Even Franco-Nevada Corp.’s Pierre Lassonde, known widely as an off-the-charts bull on the gold price, titled his talk “The best of times, the worst of times” – with gold prices the former, and gold equities the latter.

Why the disconnect? Well, as one company’s director of investor relations explained to me, it wasn’t so long ago that the typical buyers of the stocks were gold bugs who preferred production capability to profitability.

They believed the mineral itself would inevitably rise, taking care of profits for the companies mining the most gold.

In the past several years, however, investors who care about real return on capital and maybe some dividends began getting into the sector.

It’s taken some time for the companies to adjust their message – and their results – for the new reality.

Mr. Lassonde has several explanations for equities’ woes. Costs are rising as companies pursue lower-grade deposits. The return on a dollar invested in exploration has been on a multidecade decline, even with recent record gold prices. And there have been no major gold strikes to get investors excited.

And the “best” reason, he says, lies with the sell-side equity analysts covering the gold stocks. The analysts, he says, have been forecasting flat to declining near-term gold prices. By contrast, oil and gas analysts forecast rising commodity prices for the producers they cover, he says.

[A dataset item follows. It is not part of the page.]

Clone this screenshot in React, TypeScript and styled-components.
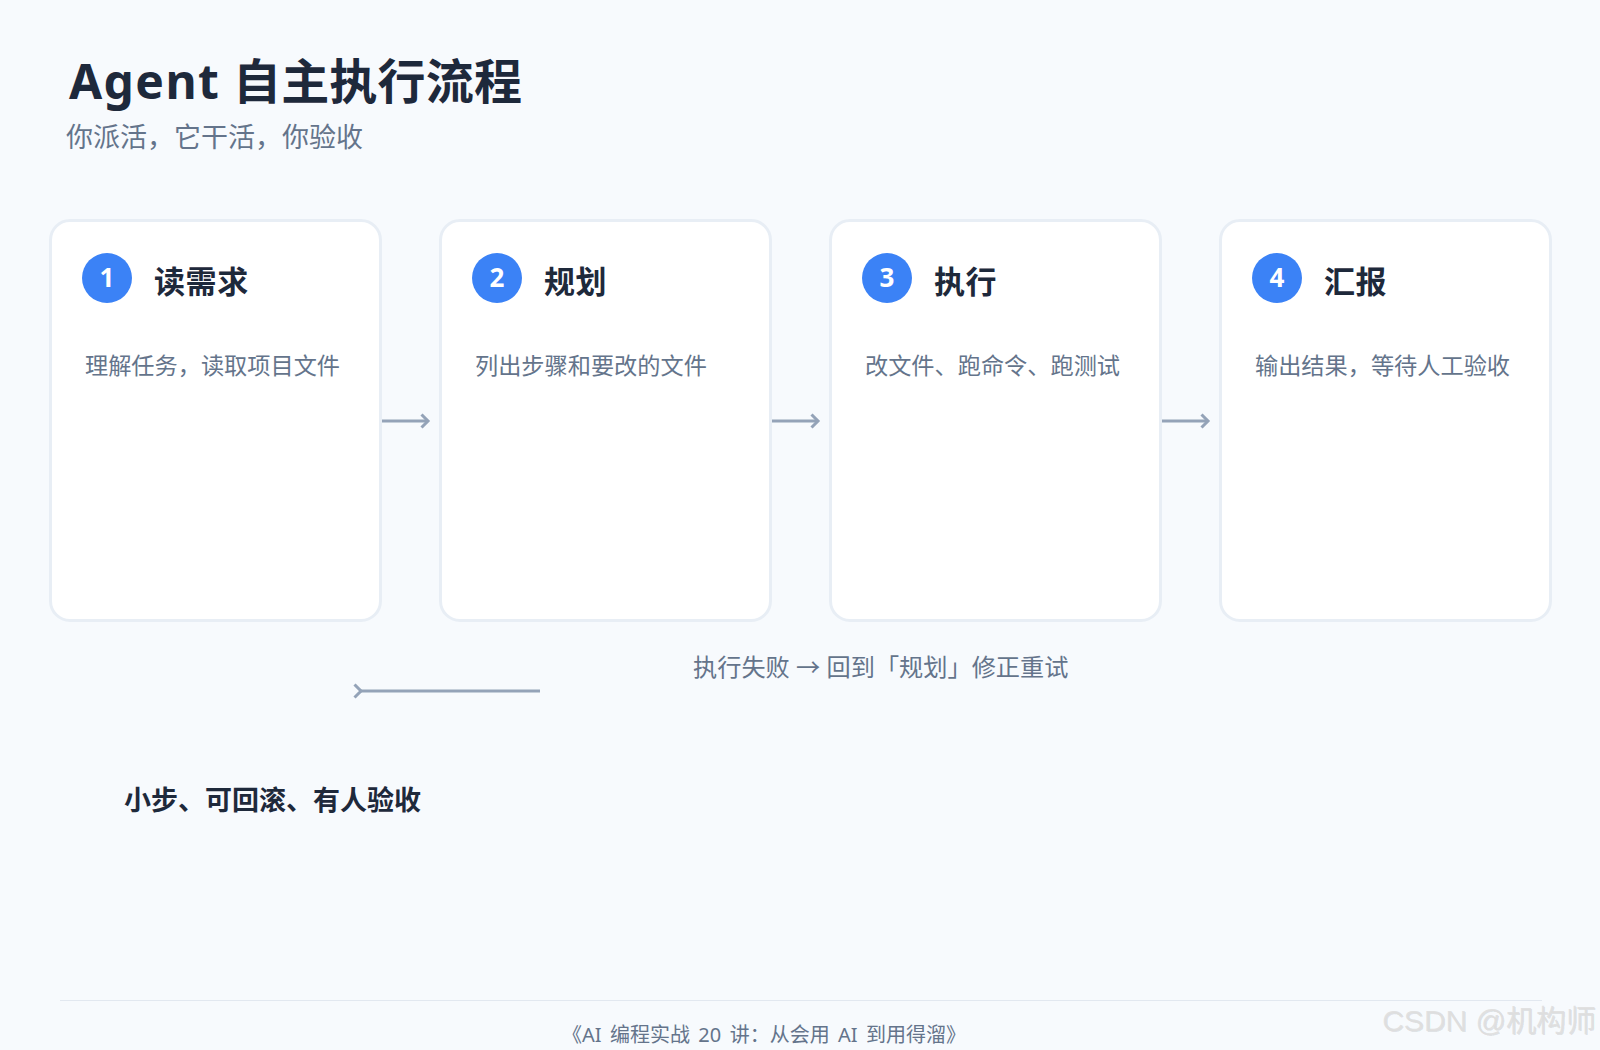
import styled, { createGlobalStyle } from 'styled-components';

const steps = [
  { title: '读需求', text: '理解任务，读取项目文件' },
  { title: '规划', text: '列出步骤和要改的文件' },
  { title: '执行', text: '改文件、跑命令、跑测试' },
  { title: '汇报', text: '输出结果，等待人工验收' },
];

function App() {
  return (
    <Page>
      <GlobalStyle />
      <Header>
        <Title>
          <LatinWord>Agent</LatinWord> 自主执行流程
        </Title>
        <Subtitle>你派活，它干活，你验收</Subtitle>
      </Header>
      <Flow>
        {steps.map((step, i) => (
          <StepGroup key={step.title}>
            {i > 0 && (
              <ArrowIcon width="57" height="20" viewBox="0 0 57 20">
                <path d="M0 10H45.5" />
                <path d="M39.5 3.5L46 10L39.5 16.5" />
              </ArrowIcon>
            )}
            <Card>
              <CardHead>
                <Badge>{i + 1}</Badge>
                <StepTitle>{step.title}</StepTitle>
              </CardHead>
              <StepText>{step.text}</StepText>
            </Card>
          </StepGroup>
        ))}
      </Flow>
      <LoopRow>
        <LoopArrow width="190" height="20" viewBox="0 0 190 20">
          <path d="M188 10H9" />
          <path d="M2.5 3.5L9 10L2.5 16.5" />
        </LoopArrow>
        <LoopNote>执行失败 → 回到「规划」修正重试</LoopNote>
      </LoopRow>
      <Summary>小步、可回滚、有人验收</Summary>
      <Footer>《AI 编程实战 20 讲：从会用 AI 到用得溜》</Footer>
      <Watermark>CSDN @机构师</Watermark>
    </Page>
  );
}

const GlobalStyle = createGlobalStyle`
  html, body {
    margin: 0;
    padding: 0;
    background: #f7fafd;
  }
`;

const Page = styled.div`
  position: relative;
  box-sizing: border-box;
  width: 1600px;
  height: 1050px;
  padding: 49px 48px 0 49px;
  overflow: hidden;
  background: #f7fafd;
  font-family: 'Noto Sans', 'Noto Sans CJK SC', sans-serif;
`;

const Header = styled.header`
  padding-left: 20px;
  height: 170px;
`;

const Title = styled.h1`
  margin: 0;
  font-size: 48px;
  line-height: 64px;
  font-weight: 700;
  letter-spacing: 0.2px;
  color: #1e293b;
`;

const LatinWord = styled.span`
  letter-spacing: 1.4px;
`;

const Subtitle = styled.p`
  margin: 4px 0 0 -3px;
  font-size: 27px;
  line-height: 40px;
  color: #64748b;
`;

const Flow = styled.section`
  display: flex;
`;

const StepGroup = styled.div`
  display: flex;
  align-items: center;
`;

const ArrowIcon = styled.svg`
  flex-shrink: 0;
  fill: none;
  stroke: #94a3b8;
  stroke-width: 3;
`;

const Card = styled.article`
  box-sizing: border-box;
  width: 333px;
  height: 403px;
  padding: 31px 31px 31px 30px;
  background: #fff;
  border: 3px solid #e8eef5;
  border-radius: 21px;
`;

const CardHead = styled.div`
  display: flex;
  align-items: flex-start;
  gap: 22px;
`;

const Badge = styled.span`
  display: flex;
  align-items: center;
  justify-content: center;
  box-sizing: border-box;
  width: 50px;
  height: 50px;
  padding-bottom: 2px;
  border-radius: 50%;
  background: #3b82f6;
  color: #fff;
  font-size: 26px;
  font-weight: 700;
`;

const StepTitle = styled.h2`
  margin: 6px 0 0;
  font-size: 31px;
  line-height: 44px;
  font-weight: 700;
  letter-spacing: 0.6px;
  color: #1e293b;
`;

const StepText = styled.p`
  margin: 45px 0 0 3px;
  font-size: 23.2px;
  line-height: 34px;
  white-space: nowrap;
  color: #64748b;
`;

const LoopRow = styled.div`
  display: flex;
  align-items: flex-start;
  padding: 27px 0 0 303px;
  height: 90px;
`;

const LoopArrow = styled(ArrowIcon)`
  margin-top: 32px;
`;

const LoopNote = styled.p`
  margin: 0 0 0 151px;
  font-size: 24.2px;
  line-height: 36px;
  color: #64748b;
`;

const Summary = styled.p`
  margin: 41px 0 0 75px;
  font-size: 27px;
  line-height: 40px;
  font-weight: 700;
  color: #1e293b;
`;

const Footer = styled.footer`
  margin: 180px 10px 0 11px;
  padding: 19px 74px 0 0;
  border-top: 1px solid #e2e8f0;
  text-align: center;
  font-size: 20px;
  line-height: 30px;
  word-spacing: 3.2px;
  color: #64748b;
`;

const Watermark = styled.span`
  position: absolute;
  right: 4px;
  bottom: 10px;
  font-family: 'Liberation Sans', 'Noto Sans CJK SC', sans-serif;
  font-size: 30px;
  color: rgba(222, 222, 222, 0.9);
  text-shadow: 1px 1px 0 rgba(0, 0, 0, 0.1);
`;

export default App;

“Twenty to 25 per cent of our cost is energy, so both are saying we’re going to have margin compression. Why would you want to own any stock of any company that has margin compression and the commodity price going down?” Mr. Lassonde’s message to analysts: “Either you hire Nostradamus, or use the spot prices.”

Nick Holland, the CEO of Gold Fields Ltd., put it another way. He urged his peers to “stop kidding ourselves” by reporting “cash costs” of mining gold that are $400 to $500 an ounce.